We have studied the relation between sparse XOR constraints and minimum Hamming distance in model counting. Our findings suggest that minimum distance plays an important role in making the feasibility threshold for \(\lambda \) (density) lower, thus potentially improving the effectiveness of XOR based model counting procedures. These results also prompt a natural direction for future research: embedding the set of models into a higher dimensional Hamming space, so as to enforce a given minimum distance.

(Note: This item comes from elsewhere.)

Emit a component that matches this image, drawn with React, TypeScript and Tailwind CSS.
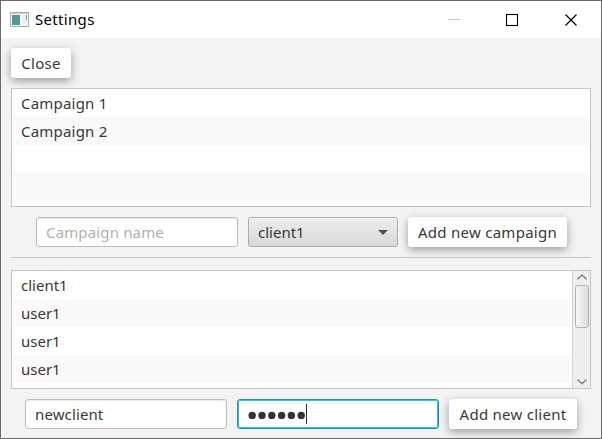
import type { ReactNode } from 'react';

function RaisedButton({ className, children }: { className: string; children: ReactNode }) {
  return (
    <button
      className={`flex h-[30px] shrink-0 items-center justify-center rounded-[3px] bg-white tracking-[0.27px] whitespace-nowrap shadow-[0_3px_8px_rgba(0,0,0,0.36)] ${className}`}
    >
      {children}
    </button>
  );
}

function Rows({ items, className }: { items: string[]; className: string }) {
  return (
    <ul className={`min-w-0 flex-1 pl-px ${className}`}>
      {items.map((item, i) => (
        <li key={i} className="flex h-7 items-center bg-white pl-2 leading-7 even:bg-[#f9f9f9]">
          {item}
        </li>
      ))}
    </ul>
  );
}

function ScrollBar() {
  return (
    <div className="flex w-[18px] shrink-0 flex-col items-center justify-between border-l border-[#d2d2d2] bg-[#eeeeee]">
      <svg className="h-3.5 w-4 shrink-0" viewBox="0 0 16 14" fill="none" stroke="#808080" strokeWidth="1.5">
        <path d="M3.5 8.2 8 4l4.500 4.200" />
      </svg>
      <div className="h-[43px] w-3.5 shrink-0 rounded-[3px] border border-[#b2b2b2] bg-linear-to-r from-[#f8f8f8] to-[#dcdcdc]" />
      <div className="flex-1" />
      <svg className="h-3.5 w-4 shrink-0" viewBox="0 0 16 14" fill="none" stroke="#808080" strokeWidth="1.5">
        <path d="M3.500 5.500 8 9.700 12.500 5.500" />
      </svg>
    </div>
  );
}

export default function App() {
  return (
    <div className="flex h-[439px] w-[602px] flex-col overflow-hidden border border-[#6b696b] bg-[#f3f3f3] font-['Noto_Sans','Open_Sans',sans-serif] text-[15px] text-[#383838]">
      <header className="flex h-[37px] shrink-0 items-center bg-white pl-[9px] text-black">
        <svg className="h-4 w-[19px]" viewBox="0 0 19 16">
          <defs>
            <linearGradient id="pane" x1="0" y1="0" x2="1" y2="1">
              <stop stopColor="#5d91a5" />
              <stop offset="1" stopColor="#4fa07f" />
            </linearGradient>
          </defs>
          <rect x=".5" y=".5" width="18" height="14" fill="#f5f7f9" stroke="#a5adb5" />
          <path d="M1 1.500h17" stroke="#c8d0d8" />
          <rect x="2" y="3" width="8" height="10" fill="url(#pane)" />
          <rect x="12" y="3" width="5" height="10" fill="#edf0f2" />
          <path d="M16.500 3v5" stroke="#5b9c8d" />
        </svg>
        <span className="ml-1.5 flex-1 pb-0.5 leading-6 tracking-[0.32px]">Settings</span>
        <svg className="mr-[23px] h-4 w-[131px]" viewBox="0 0 131 16" fill="none">
          <path d="M1 7.500h12" stroke="#c4c4c4" />
          <rect x="59.500" y="2.500" width="11" height="11" stroke="#000" strokeWidth="1.100" />
          <path d="m118.500 2.500 11 11m0-11-11 11" stroke="#000" strokeWidth="1.200" />
        </svg>
      </header>

      <main className="flex flex-1 flex-col px-2.5 pt-2.5">
        <RaisedButton className="w-[60px]">Close</RaisedButton>

        <section className="mt-2.5 flex h-[119px] shrink-0 overflow-hidden border border-[#c5c5c5] bg-white">
          <Rows className="tracking-[0.2px]" items={['Campaign 1', 'Campaign 2', '', '']} />
        </section>

        <div className="mt-2.5 flex shrink-0 gap-2.5 pl-[25px]">
          <input
            className="h-[30px] w-[202px] rounded-[3px] border border-[#bdbdbd] bg-white px-[9px] tracking-[0.15px] shadow-[inset_0_1px_1px_#e8e8e8] outline-none placeholder:text-[#b0b0b0]"
            placeholder="Campaign name"
          />
          <button className="flex h-[30px] w-[150px] items-center justify-between rounded-[3px] border border-[#ababab] bg-linear-to-b from-[#ececec] to-[#d9d9d9] pr-[9px] pl-[9px] shadow-[inset_0_1px_0_#f8f8f8]">
            client1
            <svg className="h-[5px] w-[10px]" viewBox="0 0 10 5">
              <path d="M0 0h10L5 5z" fill="#505050" />
            </svg>
          </button>
          <RaisedButton className="w-[159px]">Add new campaign</RaisedButton>
        </div>

        <div className="mt-2.5 h-px shrink-0 bg-[#c5c5c5]" />

        <section className="mt-3 flex h-[119px] shrink-0 overflow-hidden border border-[#c5c5c5] bg-white">
          <Rows className="pr-0.5" items={['client1', 'user1', 'user1', 'user1']} />
          <ScrollBar />
        </section>

        <div className="mt-2.5 flex shrink-0 gap-2.5 pl-3.5">
          <input
            className="h-[30px] w-[202px] rounded-[3px] border border-[#bdbdbd] bg-white px-[9px] tracking-[0.12px] shadow-[inset_0_1px_1px_#e8e8e8] outline-none"
            defaultValue="newclient"
          />
          <div className="flex h-[30px] w-[202px] items-center rounded-[3px] border border-[#168ebc] bg-white pl-[9.500px] shadow-[inset_0_0_0_1px_#3cbce6]">
            <svg className="h-5 w-[58px]" viewBox="0 0 58 20" fill="#333333">
              {[4.2, 14, 23.8, 33.6, 43.4, 53.2].map((x) => (
                <circle key={x} cx={x} cy="11.400" r="3.700" />
              ))}
            </svg>
            <span className="h-5 w-px bg-[#333333]" />
          </div>
          <RaisedButton className="w-[128px]">Add new client</RaisedButton>
        </div>
      </main>
    </div>
  );
}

Beside the already mentioned [9], our work also relates to the recent [1]. There, constraints are represented as systems \(Ay = b\), for A a random LDPC matrix enjoying certain properties, b a random vector, and y the variable vector. Their results are quite different from ours, but also they take the geometry of the set of models into account, including minimum distance. In particular, they make their bounds depend also on a “boost” parameter which appears quite difficult to compute. This leads to a methodology that is only empirically validated – that is, the model count results are offered with no guarantee.